Total revenues were $50.9 million in the second quarter of 2010, an increase of 3.7 percent from Q2 2009. Cash collections in the quarter totaled $84.2 million, a 3.5 percent decline from cash collections in the year-ago period. The company said that 54 percent of cash collections came from the call center collection channel, which includes in-house collectors, external debt collection agency forwarding, and off-shore collection agency forwarding. The other 46 percent of cash collections came from the legal collection channel, which includes in-house attorney activity, legal forwarding, bankruptcy, and probate collections.
Asset Acceptance said that it counted 925 in-house collection representatives and supervisors at the end of the quarter, flat from the end of the second quarter 2009. The company said that 226 account representatives work at its off-shore location in India.
"We are beginning to see improving trends in our business and are encouraged by the financial and operational results during the quarter,” said Rion Needs, President and CEO of Asset Acceptance. “Consistent with our efforts to accelerate portfolio acquisitions, we purchased $48.6 million in charged-off receivables.”
The company’s portfolio purchases in the quarter represented an aggregate face value of $1.5 billion.
Asset Acceptance also discussed a number of high-level strategic moves and ongoing initiatives.

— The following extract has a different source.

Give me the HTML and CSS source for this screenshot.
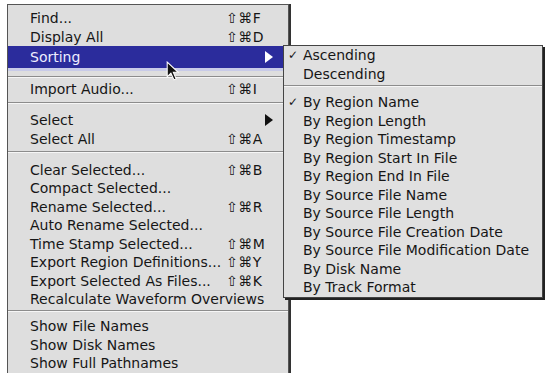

On a conference call Thursday to discuss results, Needs discussed an ongoing investigation by the Federal Trade Commission. On April 6, 2010, the FTC delivered a letter to the company which stated its view that Asset Acceptance may have engaged in certain violations of those laws, offered the company an opportunity to resolve the matter through consent negotiations, and forwarded a proposed consent decree. Needs said Thursday that the company does not expect the resolution of the matter to have a material adverse impact on the business, but that external legal expenses would be higher than normal until the action is resolved.
The company formally introduced new Chief Financial Officer Reid Simpson. Simpson was announced as the new CFO April 30 (“Executive Change: Asset Acceptance Names Reid E. Simpson Chief Financial Officer,” April 30).
Asset Acceptance also disclosed a strategic acquisition and divestiture during the second quarter of 2010. The company sold its medical receivables portfolio – acquired from PARC – to Capio Partners. Needs said on the conference call that the sale of the portfolio will simplify business operations and that self-pay healthcare receivables did not align with Asset Acceptance’s strategy going forward given the uncertainty surrounding medical debt. The company expects proceeds of $1 million to $1.5 million from the sale, but will incur restructuring charges of $1.3 million when it closes the Deerfield Beach, Fla. office that housed the PARC servicing operations.
The company also announced that it had acquird BSI eeSolutions, makers of the Cogent brand of collection software. Asset Acceptance had been implementing the collection system to replace its legacy collection software and said that it made the acquisition “to protect our investment in the software we acquired and to enhance our ability to successfully implement it.” The company said that it expects the deal to be neutral to earnings and did not disclose financial specifics of the purchase.